A Nightmare on Elm Street Meets the Internet in Riveting Supernatural Slasher Monitor (SXSW)

Title: Monitor

First Non-Festival Release: TBD

Director: Matt Black, Ryan Polly

Writer: Matt Black, Ryan Polly

Runtime: 88 Minutes

Starring: Brittany O’Grady, Ines Høysæter Asseron, Taz Skylar

Where to Watch: Check out where to find it here

This film’s review was written after its screening at the South by Southwest Film Festival in 2026.

With technology evolving at such a rapid rate, it can be easy to feel confused or fearful at the prospects of how life will actually change for a given device or product. There are real world consequences for what comes from the digital space. Generative AI gobbles up and poisons drinking water meant for humans and other creatures, real-life gore and snuff films get uploaded to social media websites, and revenge porn makes suicide seem like the only option, especially for vulnerable teenagers. The horror is already here.

Monitor steps into the world of content moderation to get a closer look at that evil. Maggie (Brittany O’Grady) is a content moderator grinding away her life to fill the hole in her heart left by her sister Tori’s suicide. When a particularly unsettling video comes across Maggie’s desk, she decides to block it. While it doesn’t violate any explicit terms, Maggie wants to stop a little evil from getting out in the world. She has no idea how unintentionally correct her assessment is when a sinister entity emerges from the video and starts attacking everyone on the team who bares witness.

A delicious slice of tech horror, Monitor is a supernatural slasher that opines brilliantly on the modern desire to denounce all technology.

How can you believe what you’re seeing onscreen is real, and would it matter anyway if it was or wasn’t? In an age of online misinformation, the idea that believing in something so much that it kills you is an unfortunately timely response to modern technology. In Monitor, the hapless group of low-wage workers fight against an entity, a tulpa, that emerges from the digital world. It requires intense belief and fear for it to manifest, and once it is integrated into real life it can begin causing near-irreversible havoc on everything it touches.

Monitor makes a case that its central antagonist is an allegory for the ways in which technology can destroy us. And what’s at the center of the conversation now? Generative AI.

Its central conflict doesn’t boil down to the terror promised by the entity. Monitor is about refusing to post something harmful online and all of the obstacles in place to preventing true justice or protection. Deftly baked into its premise, the morality of the action is prioritized over the lore, or even function of its defeat. Offering different perspectives on the utility and responsibility of the content moderators, Monitor serves as a call to action that some things matter more than any individual.

The concept of pursuing a higher calling is repeated throughout Monitor, most often as a refrain for Maggie to justify her refusal to quit her job and give up on blocking the video from being published. It’s Maggie’s steadfast refusal to abandon her morals and belief in making the world a better place that drives her to push her team to do the right thing. The dynamics that emerge amongst the team color Monitor’s statement even further by pitting the ideologies against each other once the stakes elevate uncontrollably for the team.

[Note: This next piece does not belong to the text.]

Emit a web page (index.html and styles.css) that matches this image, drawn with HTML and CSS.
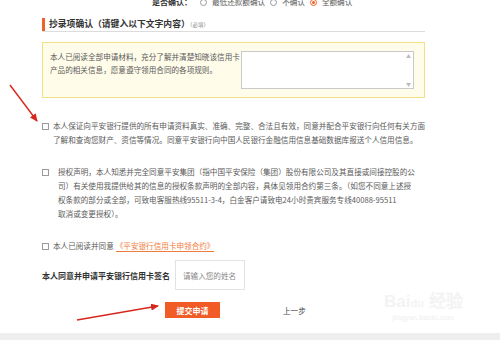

Brittany O’Grady makes for a unique final girl in Maggie. While still saddled with the typical goody goody mentality and need to save others, there is depth to her crusade for online safety. Maggie moves with more clarity than her peers. While they point out the entity’s demands and its promise of safety in exchange for visibility, Maggie correctly assesses the legitimacy of its claims. Combatting misinformation takes discernment, and Maggie lays her case using logical deduction and appeals to the greater good. O’Grady does this without making Maggie condescending, weak, or sanctimonious, nailing the tonal balance to make her quest defendable.  Instead, Maggie is a flawed and scared person trying to do the best with what’s been given to her: much like many people forced to work with and use technology that harms us all.

The biggest joy of Monitor arises from its impressive array of scares. Honoring a respectable balance between well-timed jump scares, unbearable tension, and truly upsetting imagery, this entity means business. Monitor gives its tulpa plenty of bite, unafraid to get wickedly creative and forceful in its quest to scare. There’s a wild amount of creativity that goes into these set pieces, and it pays off significantly when the technological house of horrors is entirely constructed.


A smart, dense supernatural slasher, Monitor crafts an impressive tale wrapped in as much insightful commentary as it is in wicked kills. Commenting on the various ways we let technology drain the life out of us, Monitor wastes no opportunity to maximize the tension out of its terrifying premise. A beyond commendable feature debut, if Monitor is any indication of their talent, Matthew Black and Ryan Polly have great careers ahead of them in the genre space.